Text Segmentation Without Spaces

Japanese prose is typically written without spaces between words. This creates a fundamental challenge for any application that needs to break text into words or lines:

Line breaking cannot simply break at spaces (there are none). Instead, Japanese line breaking rules (kinsoku shori, 禁則処理) specify which characters may start a line (not: 。「), which may end a line (not: 」), and how to handle long katakana words.

Word segmentation requires morphological analysis. MeCab, KNP, and Janome are popular Japanese morphological analyzers that segment text into words based on dictionaries and statistical models. These are prerequisites for search engines, text-to-speech, and many NLP applications.

Vertical writing (縦書き, tategaki) is common in traditional Japanese publishing. Unicode and CSS support vertical text orientation; characters may need to rotate 90° (Latin letters rotate, CJK does not), and some punctuation characters have specific vertical forms.

Mixed-Script Text in Practice

A single Japanese sentence might employ all three scripts plus Arabic numerals and Latin letters.
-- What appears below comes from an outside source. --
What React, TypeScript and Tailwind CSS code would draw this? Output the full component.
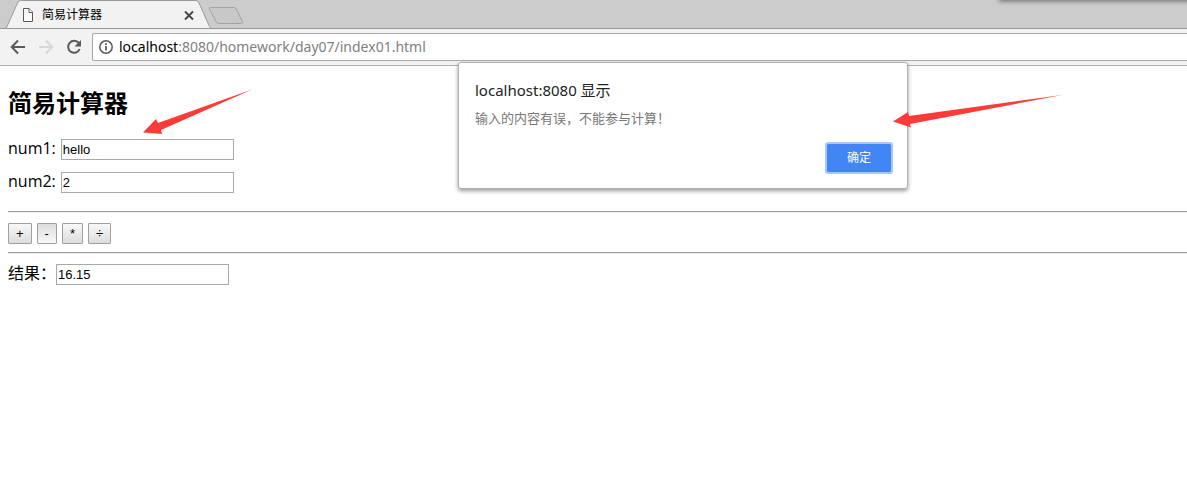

Consider:

2024年のiPhone発売日はいつ?

This sentence uses: Arabic numerals (2024), kanji (年, 発売日), Latin (iPhone), hiragana (の, は, いつ), and the Japanese question mark 々. Each segment follows different rendering rules, collation behavior, and input method behavior, yet they must flow together seamlessly.

The complexity of Japanese text handling — three scripts, two phonetic alphabets, complex IME, ruby annotation, vertical layout, word segmentation — has made Japan a forcing function for Unicode's most sophisticated text layout features. Many capabilities that benefit all scripts worldwide were pioneered to support Japanese.